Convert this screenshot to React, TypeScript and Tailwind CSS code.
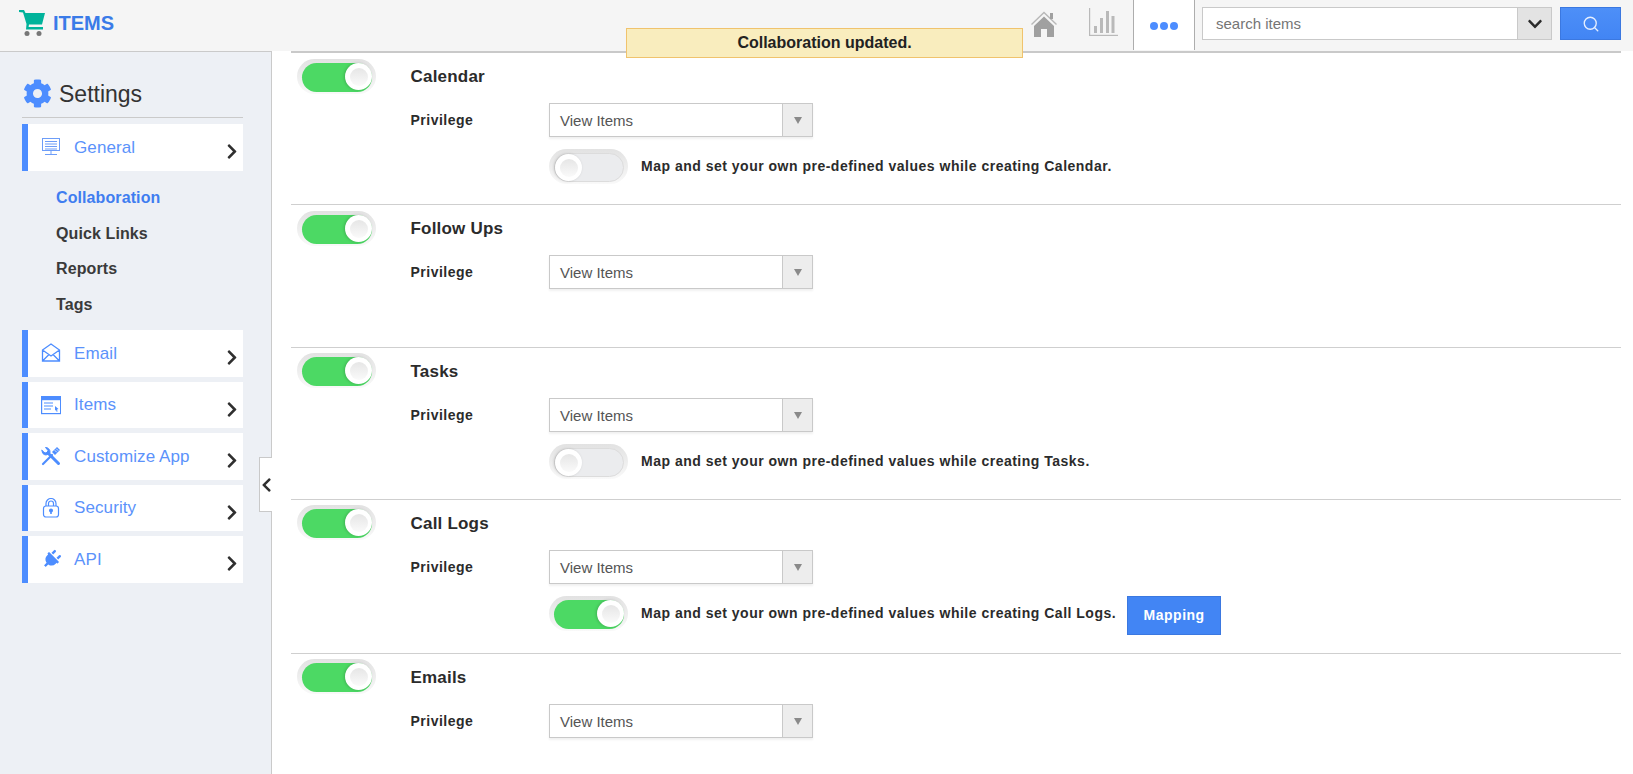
import { FaChevronDown, FaChevronLeft, FaChevronRight, FaCog, FaPlug } from "react-icons/fa";
import { Search } from "lucide-react";
import type { ReactNode } from "react";

const FONT = "font-['Liberation_Sans',Arial,sans-serif]";

function Toggle({ on }: { on: boolean }) {
  return (
    <div className="w-[79px] h-[35px] rounded-full bg-gradient-to-b from-[#e2e2e2] to-[#f9f9f9] pt-[4px] pb-[2px] pl-[5px] pr-[4px] shrink-0">
      <div
        className={
          on
            ? "h-full rounded-full bg-[#4cd964] flex items-start justify-end"
            : "h-full rounded-full bg-[#ebecee] border border-[#dcdcdc] flex items-start justify-start"
        }
      >
        <div className="w-[27px] h-[27px] rounded-full bg-white flex items-center justify-center shadow-[-1px_0_3px_rgba(0,0,0,0.18)]">
          <div className="w-[18px] h-[18px] rounded-full bg-gradient-to-b from-[#e6e6e6] to-[#fafafa]"></div>
        </div>
      </div>
    </div>
  );
}

function Section({
  title,
  height,
  top,
  first,
  map,
}: {
  title: string;
  height: string;
  top: string;
  first?: boolean;
  map?: { label: string; on: boolean; mapping?: boolean };
}) {
  return (
    <section className={`flex pl-[6px] ${first ? "border-t-2 border-[#c9c9c9]" : "border-t border-[#cfcfcf]"} ${height}`}>
      <div className={`w-[113.5px] shrink-0 ${top}`}>
        <Toggle on />
      </div>
      <div className="flex-1">
        <h3 className="pt-[14px] h-[34px] text-[17px] tracking-[0.2px] leading-[20px] font-bold text-[#2b2b2b]">{title}</h3>
        <div className="flex items-center mt-[16px]">
          <span className="w-[138.5px] text-[14px] tracking-[0.5px] font-bold text-[#2b2b2b]">Privilege</span>
          <div className="w-[264px] h-[34px] bg-white border border-[#c9c9c9] shadow-[0_2px_2px_rgba(0,0,0,0.06)] flex">
            <span className="flex-1 pl-[10px] text-[15px] leading-[34px] text-[#555555]">View Items</span>
            <span className="w-[30px] bg-[#ededed] border-l border-[#c9c9c9] flex items-center justify-center">
              <span className="border-x-[4px] border-x-transparent border-t-[7px] border-t-[#8a8a8a]"></span>
            </span>
          </div>
        </div>
        {map && (
          <div className="flex items-start ml-[138.5px] mt-[12px]">
            <Toggle on={map.on} />
            <span className="ml-[13px] text-[14px] leading-[34px] tracking-[0.5px] font-bold text-[#2b2b2b]">{map.label}</span>
            {map.mapping && (
              <span className="ml-[11px] w-[94px] h-[39px] bg-[#4285f4] border border-[#3b78e0] text-white text-[14px] tracking-[0.5px] font-bold flex items-center justify-center">
                Mapping
              </span>
            )}
          </div>
        )}
      </div>
    </section>
  );
}

function NavCard({ icon, label, height = "h-[47px]", className = "" }: { icon: ReactNode; label: string; height?: string; className?: string }) {
  return (
    <div className={`${height} bg-white border-l-[6px] border-[#4d8dff] flex items-center ${className}`}>
      <div className="w-[20px] h-[20px] ml-[13px] flex items-center justify-center text-[#4d8dff] -mt-[1px]">{icon}</div>
      <span className="ml-[13px] text-[17px] tracking-[0.1px] text-[#5b92fb]">{label}</span>
      <FaChevronRight className="ml-auto mr-[5px] mt-[8px] text-[#2f2f2f] w-[12px] h-[17px]" />
    </div>
  );
}

const subLinks = [
  { label: "Collaboration", cls: "text-[#3f7df0]" },
  { label: "Quick Links", cls: "text-[#3a3a3a]" },
  { label: "Reports", cls: "text-[#3a3a3a]" },
  { label: "Tags", cls: "text-[#3a3a3a]" },
];

export default function App() {
  return (
    <div className={`${FONT} w-full h-[774px] overflow-hidden bg-white flex flex-col relative`}>
      {/* header */}
      <header className="h-[51px] shrink-0 bg-[#f5f5f5] flex items-start">
        <div className="flex items-center pl-[18px] h-[46px]">
          <svg width="28" height="28" viewBox="0 0 28 28">
            <path d="M1 1h5l1.5 3H27l-3 11.5H11l-.4 2.5H25v2.5H8L8.5 15 5 3.5 1 3z" fill="#00b39b" />
            <circle cx="9" cy="24.5" r="2.5" fill="#777" />
            <circle cx="21" cy="24.5" r="2.5" fill="#777" />
          </svg>
          <span className="ml-[7px] text-[20px] font-bold text-[#3a7be8]">ITEMS</span>
        </div>
        <div className="ml-auto flex items-start">
          <svg width="26" height="26" viewBox="0 0 26 26" className="mt-[11px] mr-[32px]">
            <path d="M0.5 13.5 13 1.5l12.5 12" fill="none" stroke="#b8b8b8" strokeWidth="1.4" />
            <rect x="19" y="2" width="3" height="6" fill="#a0a0a0" />
            <path d="M3 15 13 5.5 23 15v11h-7v-8h-6v8H3z" fill="#a0a0a0" />
          </svg>
          <svg width="29" height="28" viewBox="0 0 29 28" className="mt-[8px] mr-[15px]" fill="#b9b9b9">
            <rect x="0" y="0" width="1.2" height="28" />
            <rect x="0" y="26.8" width="29" height="1.2" />
            <rect x="5" y="18" width="3" height="7" />
            <rect x="11" y="10" width="3" height="15" />
            <rect x="17" y="3" width="3" height="22" />
            <rect x="22.5" y="8" width="3" height="17" />
          </svg>
          <div className="w-[62px] h-[50px] bg-white border-x border-[#adadad] flex items-center justify-center gap-[2px] pt-[2px]">
            <span className="w-[8px] h-[8px] rounded-full bg-[#4d8dff]"></span>
            <span className="w-[8px] h-[8px] rounded-full bg-[#4d8dff]"></span>
            <span className="w-[8px] h-[8px] rounded-full bg-[#4d8dff]"></span>
          </div>
          <div className="ml-[7px] mt-[7px] w-[350px] h-[33px] bg-white border border-[#c9c9c9] flex">
            <span className="flex-1 pl-[13px] text-[15px] leading-[31px] text-[#757575]">search items</span>
            <span className="w-[34px] bg-[#e3e3e3] border-l border-[#c9c9c9] flex items-center justify-center">
              <FaChevronDown className="w-[16px] h-[16px] text-[#2b2b2b]" />
            </span>
          </div>
          <div className="ml-[8px] mr-[12px] mt-[7px] w-[61px] h-[33px] bg-gradient-to-b from-[#4d8ff8] to-[#4285f4] border border-[#3b78e0] flex items-center justify-center">
            <Search className="w-[18px] h-[18px] text-[#e6efff]" strokeWidth={1.8} />
          </div>
        </div>
      </header>

      <div className="flex-1 flex min-h-0">
        {/* sidebar */}
        <aside className="w-[272px] shrink-0 bg-[#edf0f5] border-r border-t border-[#cacaca] pl-[22px] pr-[28px] relative">
          <div className="h-[66px] flex items-center border-b border-[#cacaca] pl-[1px] pt-[19px]">
            <FaCog className="w-[29px] h-[29px] text-[#4d8dff] -mt-[1px]" />
            <span className="ml-[7px] text-[23px] text-[#333333]">Settings</span>
          </div>
          <NavCard className="mt-[6px]" label="General" icon={
            <svg width="20" height="20" viewBox="0 0 20 20" fill="none" stroke="#6d9df8" strokeWidth="1">
              <rect x="1.5" y="1.5" width="17" height="12" />
              <path d="M4 4.5h12M4 7h12M4 9.5h12M4 12h12M10 14v3M4 17.5h12" />
            </svg>
          } />
          <nav className="pl-[34px] pt-[9px] pb-[8px]">
            {subLinks.map((s) => (
              <div key={s.label} className={`h-[35.5px] text-[16px] tracking-[0.1px] font-bold leading-[35.5px] ${s.cls}`}>{s.label}</div>
            ))}
          </nav>
          <div className="flex flex-col gap-[5px]">
            <NavCard label="Email" icon={
              <svg width="20" height="20" viewBox="0 0 20 20" fill="none" stroke="#4d8dff" strokeWidth="1.3">
                <path d="M1.5 7 10 1 18.5 7v11h-17zM1.5 7 10 13 18.5 7M1.5 18 8 11.5M18.5 18 12 11.5" />
              </svg>
            } />
            <NavCard height="h-[46px]" label="Items" icon={
              <svg width="20" height="20" viewBox="0 0 20 20" fill="none" stroke="#4d8dff" strokeWidth="1.2">
                <rect x="0.6" y="1.6" width="19" height="17" />
                <rect x="0.6" y="1.6" width="19" height="3" fill="#4d8dff" />
                <path d="M3 8h9M3 11h9M3 14h7" />
                <path d="M14 11l3.5 3-1.5.5.6 2-1 .3-.6-2-1 .9z" fill="#4d8dff" stroke="none" />
              </svg>
            } />
            <NavCard label="Customize App" icon={
              <svg width="20" height="20" viewBox="0 0 20 20" fill="none" stroke="#4d8dff" strokeLinecap="round">
                <path d="M7 7 17.5 17.5" strokeWidth="3" />
                <path d="M1 4.5 4 7l2-.5L7 4.5 4.5 1.5A4.5 4.5 0 0 1 9 6.5L7.5 8 5 9A4.5 4.5 0 0 1 1 4.5z" fill="#4d8dff" strokeWidth="1" />
                <path d="M2 18 11 9" strokeWidth="2.2" />
                <path d="M12.5 7.5 17.5 2.5" strokeWidth="4.2" strokeLinecap="butt" />
                <path d="M14 4.5l1.5 1.5M15.5 3l1.5 1.5" stroke="#ffffff" strokeWidth="0.8" />
              </svg>
            } />
            <NavCard height="h-[46px]" label="Security" icon={
              <svg width="20" height="20" viewBox="0 0 20 20" fill="none" stroke="#4d8dff" strokeWidth="1.2">
                <rect x="2.5" y="8" width="15" height="11" rx="2.5" />
                <path d="M5 8V5.5a5 5 0 0 1 10 0V8M7.5 8V5.5a2.5 2.5 0 0 1 5 0V8" />
                <circle cx="10" cy="12.5" r="1.4" fill="#4d8dff" />
                <path d="M10 13v3" strokeWidth="1.6" />
              </svg>
            } />
            <NavCard label="API" icon={<FaPlug className="w-[19px] h-[19px] rotate-45" />} />
          </div>
          {/* collapse handle */}
          <div className="absolute left-[259px] top-[405px] w-[13px] h-[55px] bg-white border border-r-0 border-[#c9c9c9] flex items-center justify-end">
            <FaChevronLeft className="w-[11px] h-[16px] text-[#2f2f2f]" />
          </div>
        </aside>

        {/* collaboration settings */}
        <main className="flex-1 min-w-0 pl-[19px] pr-[12px] bg-white">
          <Section first title="Calendar" height="h-[153px]" top="pt-[6px]" map={{ label: "Map and set your own pre-defined values while creating Calendar.", on: false }} />
          <Section title="Follow Ups" height="h-[143px]" top="pt-[6px]" />
          <Section title="Tasks" height="h-[152px]" top="pt-[5px]" map={{ label: "Map and set your own pre-defined values while creating Tasks.", on: false }} />
          <Section title="Call Logs" height="h-[154px]" top="pt-[5px]" map={{ label: "Map and set your own pre-defined values while creating Call Logs.", on: true, mapping: true }} />
          <Section title="Emails" height="h-[120px]" top="pt-[5px]" />
        </main>
      </div>

      {/* toast */}
      <div className="absolute left-[626px] top-[28px] w-[397px] h-[30px] bg-[#f9edbe] border border-[#f0c36d] flex items-center justify-center text-[16px] font-bold text-[#222222]">
        Collaboration updated.
      </div>
    </div>
  );
}
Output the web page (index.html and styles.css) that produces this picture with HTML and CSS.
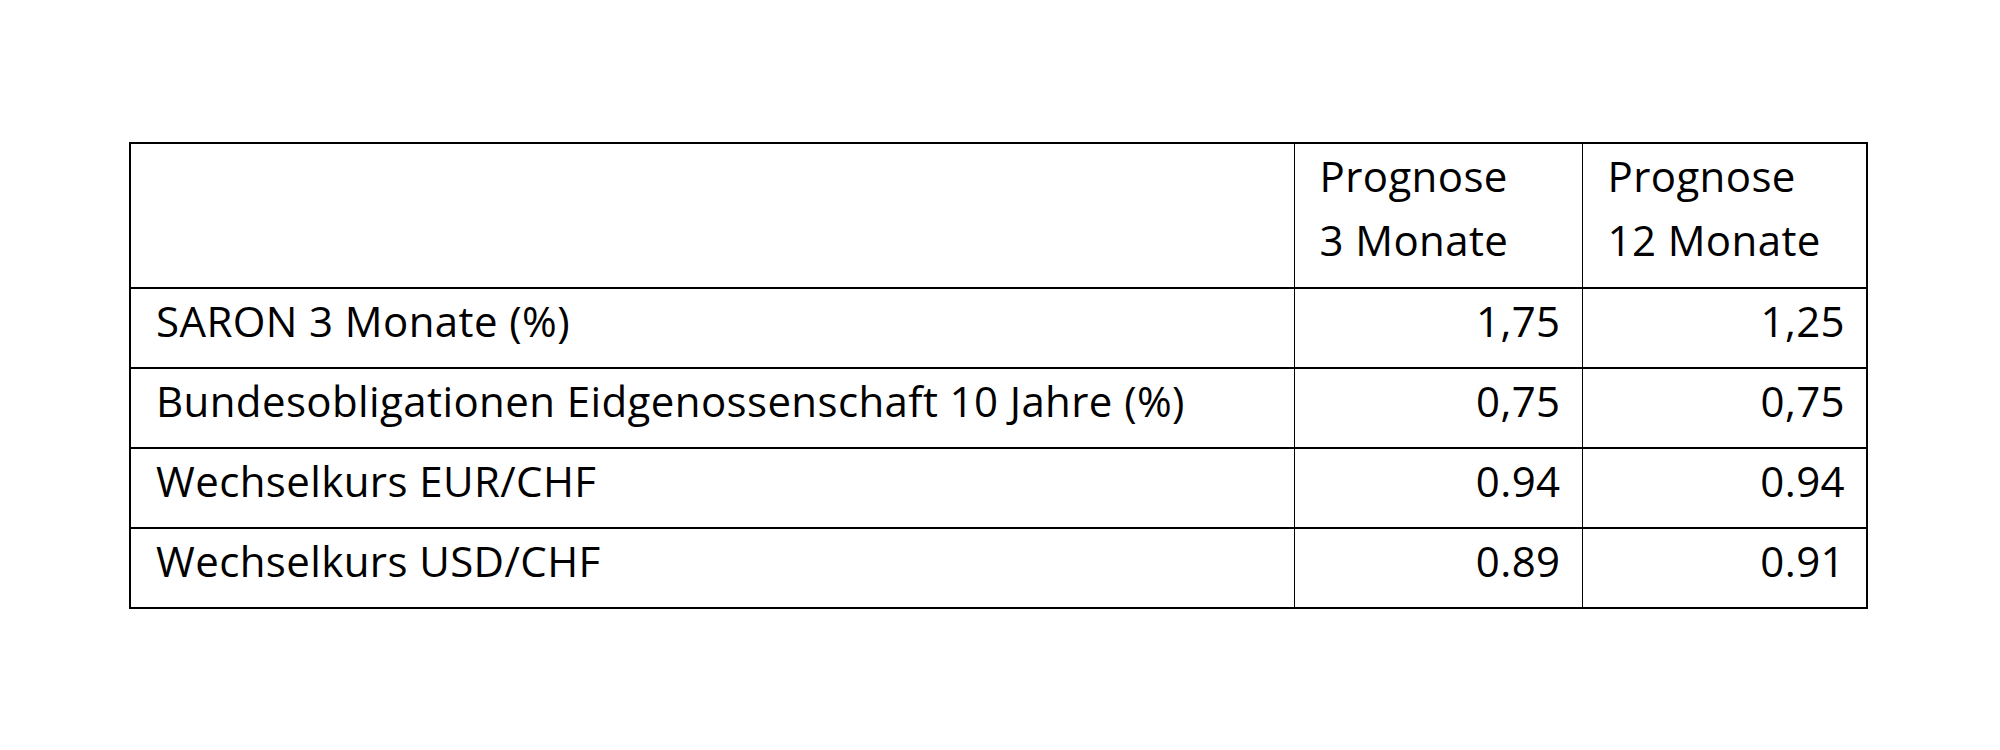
FILE: index.html
```html
<!DOCTYPE html>
<html lang="de">
<head>
<meta charset="utf-8">
<title>Prognose</title>
<link rel="stylesheet" href="styles.css">
</head>
<body>
<main class="page">
  <table class="forecast">
    <colgroup>
      <col class="c-label">
      <col class="c-val">
      <col class="c-val2">
    </colgroup>
    <thead>
      <tr class="head-row">
        <th class="label"></th>
        <th class="head">Prognose<br>3 Monate</th>
        <th class="head">Prognose<br>12 Monate</th>
      </tr>
    </thead>
    <tbody>
      <tr class="data-row">
        <td class="label">SARON 3 Monate (%)</td>
        <td class="num">1,75</td>
        <td class="num">1,25</td>
      </tr>
      <tr class="data-row">
        <td class="label">Bundesobligationen Eidgenossenschaft 10 Jahre (%)</td>
        <td class="num">0,75</td>
        <td class="num">0,75</td>
      </tr>
      <tr class="data-row">
        <td class="label">Wechselkurs EUR/CHF</td>
        <td class="num">0.94</td>
        <td class="num">0.94</td>
      </tr>
      <tr class="data-row">
        <td class="label">Wechselkurs USD/CHF</td>
        <td class="num">0.89</td>
        <td class="num">0.91</td>
      </tr>
    </tbody>
  </table>
</main>
</body>
</html>
```

FILE: styles.css
```css
html, body {
  margin: 0;
  padding: 0;
  background: #ffffff;
}

.page {
  padding: 142px 0 0 129px;
}

.forecast {
  border-collapse: collapse;
  table-layout: fixed;
  width: 1737px;
  font-family: "Open Sans", Lato, sans-serif;
  font-size: 42px;
  letter-spacing: 0.4px;
  line-height: 64px;
  color: #000000;
  border-left: 2px solid #000;
  border-right: 2px solid #000;
}

.c-label { width: 1164px; }
.c-val { width: 288px; }
.c-val2 { width: 285px; }

.forecast th,
.forecast td {
  padding: 0 21px 0 25px;
  vertical-align: top;
  font-weight: 400;
  text-align: left;
  border-top: 2px solid #000;
  border-bottom: 2px solid #000;
  border-left: 1px solid #000;
  border-right: 1px solid #000;
  white-space: nowrap;
}

.forecast .label {
  border-left: 2px solid #000;
}

.forecast tr > :last-child {
  border-right: 2px solid #000;
}

.head-row { height: 145px; }
.data-row { height: 80px; }

.forecast .num {
  text-align: right;
}
```
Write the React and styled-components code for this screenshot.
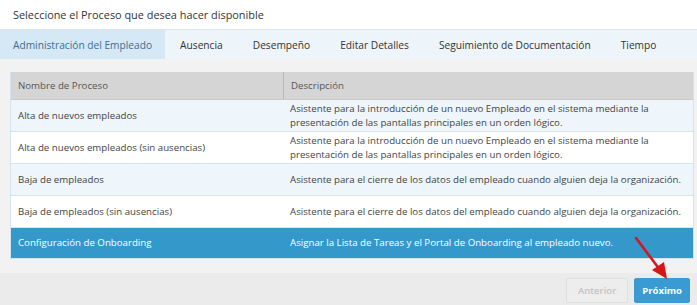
import React, { useState } from "react";
import styled, { createGlobalStyle } from "styled-components";

const GlobalStyle = createGlobalStyle`
  html, body { margin: 0; padding: 0; background: #fff; }
  body { font-family: "Open Sans", "Liberation Sans", sans-serif; color: #333; }
`;

const Page = styled.div`
  width: 697px;
  height: 305px;
  display: flex;
  flex-direction: column;
  position: relative;
  overflow: hidden;
`;

const Title = styled.div`
  height: 30px;
  padding-left: 13px;
  display: flex;
  align-items: center;
  font-size: 10.9px;
  color: #333;
  border-bottom: 1px solid #dde3e8;
`;

const Tabs = styled.div`
  height: 30px;
  display: flex;
  background: #eef5fa;
`;

const Tab = styled.div`
  padding: 0 15px;
  display: flex;
  align-items: center;
  font-size: 10.2px;
  color: ${(p) => (p.active ? "#3d6f8e" : "#333")};
  background: ${(p) => (p.active ? "#d5e8f5" : "transparent")};
  cursor: pointer;
  &:first-child { padding: 0 13px; }
`;

const Panel = styled.div`
  flex: 1;
  background: #f2f2f2;
  padding: 13px 3px 14px 10px;
`;

const Table = styled.div`
  border: 1px solid #d4e4ef;
  border-top: none;
  background: #fff;
`;

const Row = styled.div`
  display: grid;
  grid-template-columns: 272px 1fr;
  min-height: ${(p) => p.h || 31}px;
  background: ${(p) =>
    p.selected ? "#3498cb" : p.head ? "#d5d5d5" : p.alt ? "#eef6fb" : "#fff"};
  color: ${(p) => (p.selected ? "#fff" : p.head ? "#555" : "#444")};
  border-bottom: 1px solid ${(p) => (p.head ? "#c9c9c9" : "#d2e5f2")};
  &:last-child { border-bottom: none; }
`;

const Cell = styled.div`
  display: flex;
  align-items: center;
  padding: 0 8px 0 7px;
  font-size: 9.7px;
  line-height: 13.5px;
  border-left: ${(p) => (p.divide ? "1px solid #b9b9b9" : "none")};
`;

const Footer = styled.div`
  height: 33px;
  background: #ebebeb;
  display: flex;
  justify-content: flex-end;
  align-items: center;
  gap: 6px;
  padding: 0 7px 0 0;
`;

const Button = styled.button`
  height: 25px;
  padding: 0 ${(p) => (p.primary ? 7 : 11)}px;
  border-radius: 2px;
  font-family: "Open Sans", "Liberation Sans", sans-serif;
  font-size: 9.5px;
  font-weight: ${(p) => (p.primary ? 700 : 600)};
  border: 1px solid ${(p) => (p.primary ? "#3a9bd3" : "#e0e0e0")};
  background: ${(p) => (p.primary ? "#3a9bd3" : "#ededed")};
  color: ${(p) => (p.primary ? "#fff" : "#c2c2c2")};
  margin-top: 3px;
`;

const Arrow = styled.svg`
  position: absolute;
  left: 630px;
  top: 232px;
  pointer-events: none;
`;

const tabs = [
  "Administración del Empleado",
  "Ausencia",
  "Desempeño",
  "Editar Detalles",
  "Seguimiento de Documentación",
  "Tiempo",
];

const rows = [
  {
    name: "Alta de nuevos empleados",
    desc: "Asistente para la introducción de un nuevo Empleado en el sistema mediante la presentación de las pantallas principales en un orden lógico.",
  },
  {
    name: "Alta de nuevos empleados (sin ausencias)",
    desc: "Asistente para la introducción de un nuevo Empleado en el sistema mediante la presentación de las pantallas principales en un orden lógico.",
  },
  {
    name: "Baja de empleados",
    desc: "Asistente para el cierre de los datos del empleado cuando alguien deja la organización.",
  },
  {
    name: "Baja de empleados (sin ausencias)",
    desc: "Asistente para el cierre de los datos del empleado cuando alguien deja la organización.",
  },
  {
    name: "Configuración de Onboarding",
    desc: "Asignar la Lista de Tareas y el Portal de Onboarding al empleado nuevo.",
  },
];

export default function App() {
  const [active, setActive] = useState(0);
  const [selected, setSelected] = useState(4);

  return (
    <Page>
      <GlobalStyle />
      <Title>Seleccione el Proceso que desea hacer disponible</Title>
      <Tabs>
        {tabs.map((t, i) => (
          <Tab key={t} active={i === active} onClick={() => setActive(i)}>
            {t}
          </Tab>
        ))}
      </Tabs>
      <Panel>
        <Table>
          <Row head h={27}>
            <Cell>Nombre de Proceso</Cell>
            <Cell divide>Descripción</Cell>
          </Row>
          {rows.map((r, i) => (
            <Row
              key={r.name}
              alt={i % 2 === 0}
              selected={i === selected}
              h={i === 4 ? 30 : 31}
              onClick={() => setSelected(i)}
            >
              <Cell>{r.name}</Cell>
              <Cell>{r.desc}</Cell>
            </Row>
          ))}
        </Table>
      </Panel>
      <Footer>
        <Button disabled>Anterior</Button>
        <Button primary>Próximo</Button>
      </Footer>
      <Arrow width="50" height="52" viewBox="0 0 50 52">
        <line x1="6" y1="6" x2="30" y2="38" stroke="#d8141b" strokeWidth="2.5" strokeLinecap="round" />
        <polygon points="37,47 22,38 34,30" fill="#d8141b" />
      </Arrow>
    </Page>
  );
}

=== What needs to be done ===
Find every line in the records that contains the word "components"; copy those lines.

=== Result ===
Write the React and styled-components code for this screenshot.
import styled, { createGlobalStyle } from "styled-components";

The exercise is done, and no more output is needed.